Leave the pictures out. Return all other data exactly.

** Start **

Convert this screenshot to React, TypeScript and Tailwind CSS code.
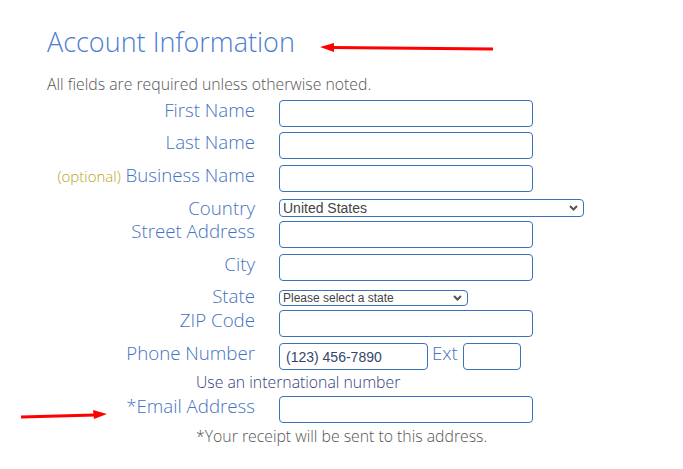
import React from 'react'

const labelCls =
  'w-[255px] shrink-0 text-right text-[18.7px] leading-[20px] font-light text-[#4573c0]'
const inputCls =
  'block h-[27px] rounded-[4px] border-[1.5px] border-[#3b72b8] bg-white outline-none px-[6px]'

function Chevron() {
  return (
    <svg
      width="9"
      height="6"
      viewBox="0 0 9 6"
      className="pointer-events-none absolute right-[6px] top-1/2 -translate-y-1/2"
    >
      <path d="M1 1 L4.5 4.5 L8 1" fill="none" stroke="#555" strokeWidth="2" />
    </svg>
  )
}

interface IRow {
  label: React.ReactNode
  className?: string
  children: React.ReactNode
}

const Row = ({ label, className, children }: IRow) => {
  return (
    <div className={`flex items-start ${className ?? ''}`}>
      <div className={labelCls}>{label}</div>
      <div className="ml-6 flex items-start">{children}</div>
    </div>
  )
}

const TextInput = ({ w = 'w-[254px]' }: { w?: string }) => (
  <input type="text" className={`${inputCls} ${w}`} />
)

export default function App() {
  return (
    <div className="relative min-h-[469px] w-[683px] bg-white font-['Open_Sans',sans-serif]">
      <h1 className="pl-[47px] pt-[24px] text-[27px] leading-[36px] font-light text-[#4d7dd2]">
        Account Information
      </h1>
      <p className="mt-[14px] pl-[47px] text-[15.8px] leading-[20px] font-light text-[#555]">
        All fields are required unless otherwise noted.
      </p>

      <form className="flex flex-col">
        <Row label="First Name" className="mt-[6px]">
          <TextInput />
        </Row>
        <Row label="Last Name" className="mt-[5px]">
          <TextInput />
        </Row>
        <Row
          label={
            <>
              <span className="text-[15px] text-[#b5a51c]">(optional)</span> Business Name
            </>
          }
          className="mt-[6px]"
        >
          <TextInput />
        </Row>
        <Row label="Country" className="mt-[6px]">
          <div className="relative mt-[1px]">
            <select className="block h-[18px] w-[305px] appearance-none rounded-[4px] border-[1.5px] border-[#3b72b8] bg-white pl-[3px] font-['Liberation_Sans',Arial,sans-serif] text-[14px] leading-[14px] text-[#444] outline-none">
              <option>United States</option>
            </select>
            <Chevron />
          </div>
        </Row>
        <Row label="Street Address" className="mt-[3px]">
          <TextInput />
        </Row>
        <Row label="City" className="mt-[6px]">
          <TextInput />
        </Row>
        <Row label="State" className="mt-[5px]">
          <div className="relative mt-[4px]">
            <select className="block h-[16px] w-[189px] appearance-none rounded-[4px] border-[1.5px] border-[#3b72b8] bg-white pl-[3px] font-['Liberation_Sans',Arial,sans-serif] text-[12px] leading-[12px] text-[#444] outline-none">
              <option>Please select a state</option>
            </select>
            <Chevron />
          </div>
        </Row>
        <Row label="ZIP Code" className="mt-[4px]">
          <TextInput />
        </Row>
        <Row label="Phone Number" className="mt-[6px]">
          <input
            type="text"
            defaultValue="(123) 456-7890"
            className={`${inputCls} w-[149px] font-['Liberation_Sans',Arial,sans-serif] text-[14px] text-[#33466a]`}
          />
          <span className="ml-[4px] text-[18.7px] leading-[20px] font-light text-[#4573c0]">Ext</span>
          <input type="text" className={`${inputCls} ml-[5px] w-[58px]`} />
        </Row>
        <p className="mt-[2px] pl-[196px] text-[15.8px] leading-[20px] font-light text-[#33407a]">
          Use an international number
        </p>
        <Row label="*Email Address" className="mt-[4px]">
          <TextInput />
        </Row>
        <p className="mt-[3px] pl-[196px] text-[15.8px] leading-[20px] font-light text-[#555]">
          *Your receipt will be sent to this address.
        </p>
      </form>

      <svg className="pointer-events-none absolute left-0 top-0" width="683" height="469">
        <line x1="493" y1="49" x2="332" y2="47.5" stroke="#f00" strokeWidth="3" />
        <polygon points="320,47 334,43 334,52" fill="#f00" />
        <line x1="21" y1="417" x2="95" y2="415" stroke="#f00" strokeWidth="3" />
        <polygon points="107,414 93,410 94,419" fill="#f00" />
      </svg>
    </div>
  )
}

** End **

#### [Finished answer]
Convert this screenshot to React, TypeScript and Tailwind CSS code.
import React from 'react'

const labelCls =
  'w-[255px] shrink-0 text-right text-[18.7px] leading-[20px] font-light text-[#4573c0]'
const inputCls =
  'block h-[27px] rounded-[4px] border-[1.5px] border-[#3b72b8] bg-white outline-none px-[6px]'

function Chevron() {
  return (
    <svg
      width="9"
      height="6"
      viewBox="0 0 9 6"
      className="pointer-events-none absolute right-[6px] top-1/2 -translate-y-1/2"
    >
      <path d="M1 1 L4.5 4.5 L8 1" fill="none" stroke="#555" strokeWidth="2" />
    </svg>
  )
}

interface IRow {
  label: React.ReactNode
  className?: string
  children: React.ReactNode
}

const Row = ({ label, className, children }: IRow) => {
  return (
    <div className={`flex items-start ${className ?? ''}`}>
      <div className={labelCls}>{label}</div>
      <div className="ml-6 flex items-start">{children}</div>
    </div>
  )
}

const TextInput = ({ w = 'w-[254px]' }: { w?: string }) => (
  <input type="text" className={`${inputCls} ${w}`} />
)

export default function App() {
  return (
    <div className="relative min-h-[469px] w-[683px] bg-white font-['Open_Sans',sans-serif]">
      <h1 className="pl-[47px] pt-[24px] text-[27px] leading-[36px] font-light text-[#4d7dd2]">
        Account Information
      </h1>
      <p className="mt-[14px] pl-[47px] text-[15.8px] leading-[20px] font-light text-[#555]">
        All fields are required unless otherwise noted.
      </p>

      <form className="flex flex-col">
        <Row label="First Name" className="mt-[6px]">
          <TextInput />
        </Row>
        <Row label="Last Name" className="mt-[5px]">
          <TextInput />
        </Row>
        <Row
          label={
            <>
              <span className="text-[15px] text-[#b5a51c]">(optional)</span> Business Name
            </>
          }
          className="mt-[6px]"
        >
          <TextInput />
        </Row>
        <Row label="Country" className="mt-[6px]">
          <div className="relative mt-[1px]">
            <select className="block h-[18px] w-[305px] appearance-none rounded-[4px] border-[1.5px] border-[#3b72b8] bg-white pl-[3px] font-['Liberation_Sans',Arial,sans-serif] text-[14px] leading-[14px] text-[#444] outline-none">
              <option>United States</option>
            </select>
            <Chevron />
          </div>
        </Row>
        <Row label="Street Address" className="mt-[3px]">
          <TextInput />
        </Row>
        <Row label="City" className="mt-[6px]">
          <TextInput />
        </Row>
        <Row label="State" className="mt-[5px]">
          <div className="relative mt-[4px]">
            <select className="block h-[16px] w-[189px] appearance-none rounded-[4px] border-[1.5px] border-[#3b72b8] bg-white pl-[3px] font-['Liberation_Sans',Arial,sans-serif] text-[12px] leading-[12px] text-[#444] outline-none">
              <option>Please select a state</option>
            </select>
            <Chevron />
          </div>
        </Row>
        <Row label="ZIP Code" className="mt-[4px]">
          <TextInput />
        </Row>
        <Row label="Phone Number" className="mt-[6px]">
          <input
            type="text"
            defaultValue="(123) 456-7890"
            className={`${inputCls} w-[149px] font-['Liberation_Sans',Arial,sans-serif] text-[14px] text-[#33466a]`}
          />
          <span className="ml-[4px] text-[18.7px] leading-[20px] font-light text-[#4573c0]">Ext</span>
          <input type="text" className={`${inputCls} ml-[5px] w-[58px]`} />
        </Row>
        <p className="mt-[2px] pl-[196px] text-[15.8px] leading-[20px] font-light text-[#33407a]">
          Use an international number
        </p>
        <Row label="*Email Address" className="mt-[4px]">
          <TextInput />
        </Row>
        <p className="mt-[3px] pl-[196px] text-[15.8px] leading-[20px] font-light text-[#555]">
          *Your receipt will be sent to this address.
        </p>
      </form>

      <svg className="pointer-events-none absolute left-0 top-0" width="683" height="469">
        <line x1="493" y1="49" x2="332" y2="47.5" stroke="#f00" strokeWidth="3" />
        <polygon points="320,47 334,43 334,52" fill="#f00" />
        <line x1="21" y1="417" x2="95" y2="415" stroke="#f00" strokeWidth="3" />
        <polygon points="107,414 93,410 94,419" fill="#f00" />
      </svg>
    </div>
  )
}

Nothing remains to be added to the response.